Unexpected skill or talent Swimming

Passion in life My passion in life is to create healthy communities where all students, regardless of zip code,will receive a quality education which prepares them for real world opportunities and challenges.


Pub Date:
Page count: 142pp

A timely, insightful assessment of American education, with an emphasis on eliminating the “achievement gap.”
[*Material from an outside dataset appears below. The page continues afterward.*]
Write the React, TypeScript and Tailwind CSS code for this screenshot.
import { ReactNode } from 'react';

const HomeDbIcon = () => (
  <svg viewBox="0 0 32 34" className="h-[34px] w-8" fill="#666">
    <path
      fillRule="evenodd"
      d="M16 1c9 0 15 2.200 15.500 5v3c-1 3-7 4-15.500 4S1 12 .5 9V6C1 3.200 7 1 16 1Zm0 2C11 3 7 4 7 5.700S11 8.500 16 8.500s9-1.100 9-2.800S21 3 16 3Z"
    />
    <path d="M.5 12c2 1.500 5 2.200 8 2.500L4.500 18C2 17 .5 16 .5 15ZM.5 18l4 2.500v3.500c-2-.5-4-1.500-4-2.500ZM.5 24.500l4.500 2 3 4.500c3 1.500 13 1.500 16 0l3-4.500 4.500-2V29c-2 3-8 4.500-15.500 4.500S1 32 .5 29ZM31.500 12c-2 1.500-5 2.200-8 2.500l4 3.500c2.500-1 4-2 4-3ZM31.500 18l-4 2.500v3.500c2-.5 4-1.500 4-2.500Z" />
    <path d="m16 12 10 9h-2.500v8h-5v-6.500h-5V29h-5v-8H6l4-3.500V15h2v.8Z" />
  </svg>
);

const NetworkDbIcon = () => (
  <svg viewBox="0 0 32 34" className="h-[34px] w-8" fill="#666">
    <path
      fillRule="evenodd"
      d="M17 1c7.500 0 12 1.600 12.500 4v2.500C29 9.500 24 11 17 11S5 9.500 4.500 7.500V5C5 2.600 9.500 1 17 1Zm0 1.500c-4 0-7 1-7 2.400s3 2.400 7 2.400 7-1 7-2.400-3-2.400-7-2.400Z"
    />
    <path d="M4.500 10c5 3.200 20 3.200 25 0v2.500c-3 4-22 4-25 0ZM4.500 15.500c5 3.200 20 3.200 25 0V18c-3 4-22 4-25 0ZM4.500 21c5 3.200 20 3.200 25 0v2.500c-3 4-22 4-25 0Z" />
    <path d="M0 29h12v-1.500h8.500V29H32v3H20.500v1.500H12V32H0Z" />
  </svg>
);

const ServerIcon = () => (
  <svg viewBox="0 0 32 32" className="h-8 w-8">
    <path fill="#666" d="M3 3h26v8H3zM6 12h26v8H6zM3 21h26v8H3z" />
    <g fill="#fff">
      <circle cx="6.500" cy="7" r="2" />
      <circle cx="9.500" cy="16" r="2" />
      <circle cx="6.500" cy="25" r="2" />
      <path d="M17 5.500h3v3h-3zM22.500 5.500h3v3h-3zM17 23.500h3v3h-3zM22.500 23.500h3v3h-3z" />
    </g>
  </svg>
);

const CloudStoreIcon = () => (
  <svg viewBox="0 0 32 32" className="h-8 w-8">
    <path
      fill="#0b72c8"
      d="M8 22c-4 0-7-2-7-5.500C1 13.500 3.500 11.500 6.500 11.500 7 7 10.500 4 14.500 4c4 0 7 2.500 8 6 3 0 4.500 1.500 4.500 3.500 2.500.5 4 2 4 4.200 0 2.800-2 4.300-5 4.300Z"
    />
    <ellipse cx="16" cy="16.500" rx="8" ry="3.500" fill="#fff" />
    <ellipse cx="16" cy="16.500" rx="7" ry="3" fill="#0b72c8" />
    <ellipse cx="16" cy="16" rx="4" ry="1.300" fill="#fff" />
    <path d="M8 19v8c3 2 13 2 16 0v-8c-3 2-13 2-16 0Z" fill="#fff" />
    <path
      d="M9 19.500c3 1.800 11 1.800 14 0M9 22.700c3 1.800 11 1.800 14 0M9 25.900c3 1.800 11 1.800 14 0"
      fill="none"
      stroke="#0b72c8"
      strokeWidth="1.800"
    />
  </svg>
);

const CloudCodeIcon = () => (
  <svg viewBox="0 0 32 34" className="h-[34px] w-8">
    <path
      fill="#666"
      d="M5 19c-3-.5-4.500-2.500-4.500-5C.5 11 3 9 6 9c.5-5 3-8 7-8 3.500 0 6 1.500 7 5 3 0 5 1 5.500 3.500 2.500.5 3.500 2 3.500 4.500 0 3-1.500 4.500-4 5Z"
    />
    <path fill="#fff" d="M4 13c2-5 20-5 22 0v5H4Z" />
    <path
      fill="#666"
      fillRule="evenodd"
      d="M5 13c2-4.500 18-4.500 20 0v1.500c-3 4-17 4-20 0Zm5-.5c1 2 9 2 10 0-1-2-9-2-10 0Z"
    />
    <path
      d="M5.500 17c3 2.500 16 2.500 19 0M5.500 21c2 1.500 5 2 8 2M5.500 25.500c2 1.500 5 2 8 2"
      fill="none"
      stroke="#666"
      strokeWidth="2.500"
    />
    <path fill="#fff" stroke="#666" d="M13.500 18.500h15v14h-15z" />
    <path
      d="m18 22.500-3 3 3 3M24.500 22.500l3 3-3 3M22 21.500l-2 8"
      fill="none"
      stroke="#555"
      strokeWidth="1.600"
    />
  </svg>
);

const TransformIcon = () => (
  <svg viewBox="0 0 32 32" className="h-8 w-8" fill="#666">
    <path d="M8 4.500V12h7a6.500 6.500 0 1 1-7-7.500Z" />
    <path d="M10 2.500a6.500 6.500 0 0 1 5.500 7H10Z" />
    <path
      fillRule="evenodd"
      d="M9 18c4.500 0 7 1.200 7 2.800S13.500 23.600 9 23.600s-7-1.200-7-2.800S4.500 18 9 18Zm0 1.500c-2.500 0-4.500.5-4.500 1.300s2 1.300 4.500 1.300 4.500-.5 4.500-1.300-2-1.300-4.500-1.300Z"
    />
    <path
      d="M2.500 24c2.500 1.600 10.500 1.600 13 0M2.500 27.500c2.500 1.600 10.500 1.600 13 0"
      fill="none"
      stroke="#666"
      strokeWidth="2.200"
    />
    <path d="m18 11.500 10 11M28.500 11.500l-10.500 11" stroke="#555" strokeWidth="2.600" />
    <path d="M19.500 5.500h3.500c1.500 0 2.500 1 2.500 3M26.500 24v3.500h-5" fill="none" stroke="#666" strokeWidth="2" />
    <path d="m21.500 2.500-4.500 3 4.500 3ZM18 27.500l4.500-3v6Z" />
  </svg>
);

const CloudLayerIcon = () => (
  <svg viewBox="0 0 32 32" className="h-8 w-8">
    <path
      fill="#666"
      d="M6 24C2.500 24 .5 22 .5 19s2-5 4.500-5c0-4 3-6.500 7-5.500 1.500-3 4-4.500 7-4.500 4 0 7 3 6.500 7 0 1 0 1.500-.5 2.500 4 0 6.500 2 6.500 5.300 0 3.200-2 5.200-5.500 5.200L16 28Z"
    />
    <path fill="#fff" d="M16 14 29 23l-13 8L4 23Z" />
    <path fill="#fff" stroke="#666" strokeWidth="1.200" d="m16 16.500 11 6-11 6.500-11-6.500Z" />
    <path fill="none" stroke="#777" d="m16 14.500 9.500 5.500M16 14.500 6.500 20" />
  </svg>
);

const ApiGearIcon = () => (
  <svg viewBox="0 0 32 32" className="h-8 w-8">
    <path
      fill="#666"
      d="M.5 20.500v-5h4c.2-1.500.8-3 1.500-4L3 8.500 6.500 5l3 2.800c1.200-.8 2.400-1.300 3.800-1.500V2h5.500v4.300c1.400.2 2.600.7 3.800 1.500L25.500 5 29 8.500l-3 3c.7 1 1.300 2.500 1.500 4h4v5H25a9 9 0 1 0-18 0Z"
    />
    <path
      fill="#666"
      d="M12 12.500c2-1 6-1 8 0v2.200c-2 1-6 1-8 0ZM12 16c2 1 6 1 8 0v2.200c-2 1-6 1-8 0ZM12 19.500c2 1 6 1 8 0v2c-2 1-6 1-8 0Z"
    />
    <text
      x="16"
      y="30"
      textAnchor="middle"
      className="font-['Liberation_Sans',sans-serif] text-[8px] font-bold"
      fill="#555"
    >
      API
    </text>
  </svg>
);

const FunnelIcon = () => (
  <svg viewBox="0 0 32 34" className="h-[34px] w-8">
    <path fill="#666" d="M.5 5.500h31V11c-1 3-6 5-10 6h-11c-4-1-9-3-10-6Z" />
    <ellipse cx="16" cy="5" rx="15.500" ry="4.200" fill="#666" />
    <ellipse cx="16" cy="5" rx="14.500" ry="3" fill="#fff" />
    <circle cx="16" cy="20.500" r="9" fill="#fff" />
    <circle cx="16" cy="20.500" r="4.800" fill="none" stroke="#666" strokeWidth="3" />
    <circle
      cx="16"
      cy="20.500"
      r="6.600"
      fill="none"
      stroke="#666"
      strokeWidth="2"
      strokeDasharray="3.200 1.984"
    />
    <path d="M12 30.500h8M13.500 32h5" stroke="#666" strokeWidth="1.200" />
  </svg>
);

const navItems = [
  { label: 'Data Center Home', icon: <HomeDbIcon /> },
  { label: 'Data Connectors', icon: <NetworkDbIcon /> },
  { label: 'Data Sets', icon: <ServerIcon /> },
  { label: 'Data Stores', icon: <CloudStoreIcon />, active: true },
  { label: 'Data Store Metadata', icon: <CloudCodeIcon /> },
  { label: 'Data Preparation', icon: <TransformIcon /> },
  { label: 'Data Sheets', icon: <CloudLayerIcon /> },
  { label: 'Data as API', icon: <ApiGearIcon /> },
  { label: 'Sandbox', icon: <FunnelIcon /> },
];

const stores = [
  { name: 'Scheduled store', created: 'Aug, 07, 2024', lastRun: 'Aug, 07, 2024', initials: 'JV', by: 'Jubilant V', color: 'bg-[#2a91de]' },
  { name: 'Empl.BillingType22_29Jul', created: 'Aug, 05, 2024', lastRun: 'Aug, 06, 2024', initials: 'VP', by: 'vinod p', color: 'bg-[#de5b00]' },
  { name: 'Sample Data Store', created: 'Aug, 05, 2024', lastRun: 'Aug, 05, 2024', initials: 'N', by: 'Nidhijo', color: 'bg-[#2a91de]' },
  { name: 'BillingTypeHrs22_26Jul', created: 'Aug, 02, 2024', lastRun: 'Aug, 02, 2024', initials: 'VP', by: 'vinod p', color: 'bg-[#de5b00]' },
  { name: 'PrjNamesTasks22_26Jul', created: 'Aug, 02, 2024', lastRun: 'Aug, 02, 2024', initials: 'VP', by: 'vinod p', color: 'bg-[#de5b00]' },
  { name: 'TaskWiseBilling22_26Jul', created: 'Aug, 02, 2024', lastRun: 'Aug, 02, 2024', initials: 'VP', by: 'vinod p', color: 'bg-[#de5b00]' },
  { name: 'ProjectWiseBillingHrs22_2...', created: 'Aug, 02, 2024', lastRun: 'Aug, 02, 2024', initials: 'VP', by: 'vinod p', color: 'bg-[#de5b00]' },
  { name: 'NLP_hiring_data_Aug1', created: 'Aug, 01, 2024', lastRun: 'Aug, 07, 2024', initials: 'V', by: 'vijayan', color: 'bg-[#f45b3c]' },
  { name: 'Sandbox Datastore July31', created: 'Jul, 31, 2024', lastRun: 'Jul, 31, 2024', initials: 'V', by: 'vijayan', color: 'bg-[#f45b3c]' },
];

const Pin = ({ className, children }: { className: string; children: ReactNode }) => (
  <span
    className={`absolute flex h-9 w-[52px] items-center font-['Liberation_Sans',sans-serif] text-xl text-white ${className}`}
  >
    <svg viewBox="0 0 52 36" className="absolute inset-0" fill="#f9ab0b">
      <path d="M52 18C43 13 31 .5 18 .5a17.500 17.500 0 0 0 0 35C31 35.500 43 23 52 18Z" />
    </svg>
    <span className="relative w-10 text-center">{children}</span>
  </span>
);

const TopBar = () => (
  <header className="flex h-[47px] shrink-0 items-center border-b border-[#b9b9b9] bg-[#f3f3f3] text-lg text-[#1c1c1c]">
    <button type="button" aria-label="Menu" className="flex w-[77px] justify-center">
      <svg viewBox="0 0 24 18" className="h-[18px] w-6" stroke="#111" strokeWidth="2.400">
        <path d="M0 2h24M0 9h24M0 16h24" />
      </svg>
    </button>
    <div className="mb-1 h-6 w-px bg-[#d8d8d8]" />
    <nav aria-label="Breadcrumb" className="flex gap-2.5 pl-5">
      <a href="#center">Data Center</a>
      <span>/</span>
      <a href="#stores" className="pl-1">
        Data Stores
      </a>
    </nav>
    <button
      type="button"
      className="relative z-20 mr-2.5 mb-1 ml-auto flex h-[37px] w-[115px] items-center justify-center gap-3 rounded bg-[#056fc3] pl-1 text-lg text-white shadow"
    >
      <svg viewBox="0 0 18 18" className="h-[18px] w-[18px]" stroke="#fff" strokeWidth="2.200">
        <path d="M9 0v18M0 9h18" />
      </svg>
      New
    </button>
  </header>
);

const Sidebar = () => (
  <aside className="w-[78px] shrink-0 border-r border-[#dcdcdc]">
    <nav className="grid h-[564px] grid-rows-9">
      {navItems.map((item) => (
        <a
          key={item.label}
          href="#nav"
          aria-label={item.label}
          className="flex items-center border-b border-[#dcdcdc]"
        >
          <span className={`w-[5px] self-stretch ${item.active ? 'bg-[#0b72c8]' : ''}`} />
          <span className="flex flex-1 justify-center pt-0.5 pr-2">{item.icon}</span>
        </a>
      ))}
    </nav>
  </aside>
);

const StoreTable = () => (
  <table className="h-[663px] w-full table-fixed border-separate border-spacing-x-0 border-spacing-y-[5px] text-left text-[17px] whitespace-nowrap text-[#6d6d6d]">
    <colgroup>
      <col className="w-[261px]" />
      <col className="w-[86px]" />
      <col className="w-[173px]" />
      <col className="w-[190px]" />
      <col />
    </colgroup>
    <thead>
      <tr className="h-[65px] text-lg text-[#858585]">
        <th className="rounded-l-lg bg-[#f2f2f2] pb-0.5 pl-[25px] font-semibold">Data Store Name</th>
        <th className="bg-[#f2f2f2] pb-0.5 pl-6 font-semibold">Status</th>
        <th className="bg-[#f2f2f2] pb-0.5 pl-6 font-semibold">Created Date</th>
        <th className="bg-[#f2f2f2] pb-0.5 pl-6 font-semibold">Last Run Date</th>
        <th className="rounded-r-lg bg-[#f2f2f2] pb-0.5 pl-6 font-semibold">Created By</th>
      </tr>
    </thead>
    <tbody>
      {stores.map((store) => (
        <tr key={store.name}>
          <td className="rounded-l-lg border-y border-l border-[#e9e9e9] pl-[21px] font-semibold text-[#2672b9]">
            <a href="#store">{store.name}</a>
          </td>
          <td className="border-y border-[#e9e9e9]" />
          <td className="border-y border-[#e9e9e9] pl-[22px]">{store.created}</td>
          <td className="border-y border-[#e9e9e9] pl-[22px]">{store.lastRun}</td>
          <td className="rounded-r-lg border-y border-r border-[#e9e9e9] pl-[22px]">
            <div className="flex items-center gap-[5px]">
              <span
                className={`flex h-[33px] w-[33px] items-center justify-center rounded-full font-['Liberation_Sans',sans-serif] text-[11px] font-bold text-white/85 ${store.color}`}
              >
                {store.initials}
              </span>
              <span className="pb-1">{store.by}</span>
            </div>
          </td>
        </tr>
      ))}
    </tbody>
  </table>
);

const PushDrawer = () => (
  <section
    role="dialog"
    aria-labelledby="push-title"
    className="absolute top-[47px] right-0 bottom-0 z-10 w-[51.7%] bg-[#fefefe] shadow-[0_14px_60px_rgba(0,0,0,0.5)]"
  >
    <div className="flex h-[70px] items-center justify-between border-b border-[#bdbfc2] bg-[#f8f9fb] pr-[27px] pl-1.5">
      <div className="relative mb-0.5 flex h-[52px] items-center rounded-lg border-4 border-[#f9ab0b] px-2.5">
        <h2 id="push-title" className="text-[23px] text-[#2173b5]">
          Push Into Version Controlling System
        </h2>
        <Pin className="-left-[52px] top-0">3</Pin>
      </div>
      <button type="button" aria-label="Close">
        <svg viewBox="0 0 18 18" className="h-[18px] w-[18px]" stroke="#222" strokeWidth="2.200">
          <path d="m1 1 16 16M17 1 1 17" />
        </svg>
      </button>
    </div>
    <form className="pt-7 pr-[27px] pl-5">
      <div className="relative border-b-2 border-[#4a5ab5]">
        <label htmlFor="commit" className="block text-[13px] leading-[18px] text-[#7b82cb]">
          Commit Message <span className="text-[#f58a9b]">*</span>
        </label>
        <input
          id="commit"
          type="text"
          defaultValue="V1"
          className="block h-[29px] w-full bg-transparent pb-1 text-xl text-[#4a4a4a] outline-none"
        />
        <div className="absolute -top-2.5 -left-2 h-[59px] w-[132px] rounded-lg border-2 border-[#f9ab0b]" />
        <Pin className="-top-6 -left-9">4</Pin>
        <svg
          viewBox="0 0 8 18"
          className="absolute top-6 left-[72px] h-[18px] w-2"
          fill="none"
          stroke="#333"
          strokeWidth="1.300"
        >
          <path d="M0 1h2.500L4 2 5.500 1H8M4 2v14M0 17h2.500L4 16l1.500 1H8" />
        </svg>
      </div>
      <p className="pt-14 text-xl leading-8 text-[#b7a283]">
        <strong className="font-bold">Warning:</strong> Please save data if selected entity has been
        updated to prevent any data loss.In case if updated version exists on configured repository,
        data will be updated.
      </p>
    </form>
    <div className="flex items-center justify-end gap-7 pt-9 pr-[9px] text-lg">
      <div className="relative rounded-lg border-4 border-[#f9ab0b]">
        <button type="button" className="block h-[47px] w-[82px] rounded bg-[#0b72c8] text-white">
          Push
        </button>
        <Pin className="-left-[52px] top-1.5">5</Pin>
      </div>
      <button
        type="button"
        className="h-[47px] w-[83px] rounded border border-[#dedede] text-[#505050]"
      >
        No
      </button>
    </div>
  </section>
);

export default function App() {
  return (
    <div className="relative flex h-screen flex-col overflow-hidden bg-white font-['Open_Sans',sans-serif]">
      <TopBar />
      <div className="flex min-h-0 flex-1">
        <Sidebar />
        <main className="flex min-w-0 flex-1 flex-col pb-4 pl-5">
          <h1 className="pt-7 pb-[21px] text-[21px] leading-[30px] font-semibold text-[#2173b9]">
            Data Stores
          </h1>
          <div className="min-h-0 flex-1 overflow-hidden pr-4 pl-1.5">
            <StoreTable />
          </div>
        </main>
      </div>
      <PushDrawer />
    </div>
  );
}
With all the attention paid to economic malaise, it’s easy to overlook the fact that the American education system is also in crisis (some of it caused by underfunded school systems). Pickles, a lifelong professional educator who holds a doctorate in reading and education administration, thinks most school system administrators find themselves “in a pickle,” and so she lays out a plan “for achieving at high levels and eliminating the gap among subgroups and across socioeconomic lines.” Pickles admits her work is an outgrowth of her dissertation about reading achievement, which she wrote two decades ago, but she’s careful to note that she has broadened her scope to focus on systemic change. First, the author offers a historical overview to put current challenges in perspective and then addresses three key areas—“Creating Schools and Districts for Excellence” (specific strategies and tactics for improving students’ performance and closing achievement gaps), “Educational Leadership and Professional Relationships” (a discussion of leadership principles applicable to teachers and school administrators) and “Building External Partnerships” (how and why partnerships are useful in meeting schools’ challenges). In the book’s final section, Pickles presents “A Future Platform for Education,” in which she offers numerous specific suggestions, keyed to instructional leadership, professional relationships and families, partners and the greater community. There is no shortage of ideas for improvement, but unlike some works that may reach for lofty, unachievable goals, Pickles grounds her suggestions in research and the practicality of her considerable experience as a classroom teacher, principal and superintendent of schools. Pickles correctly focuses the majority of her attention on low-performing schools, suggesting that “if we can fix these schools, then we can fix all schools.” This book will undoubtedly find its largest audience among forward-thinking school administrators who continue to believe that they have the ability to measurably impact the quality of education.

Pickles’ message may be most appropriate for administrators, but teachers, school boards and concerned parents will also benefit from reading this book as it will remind them that the welfare of students should always be the first priority in educational reform.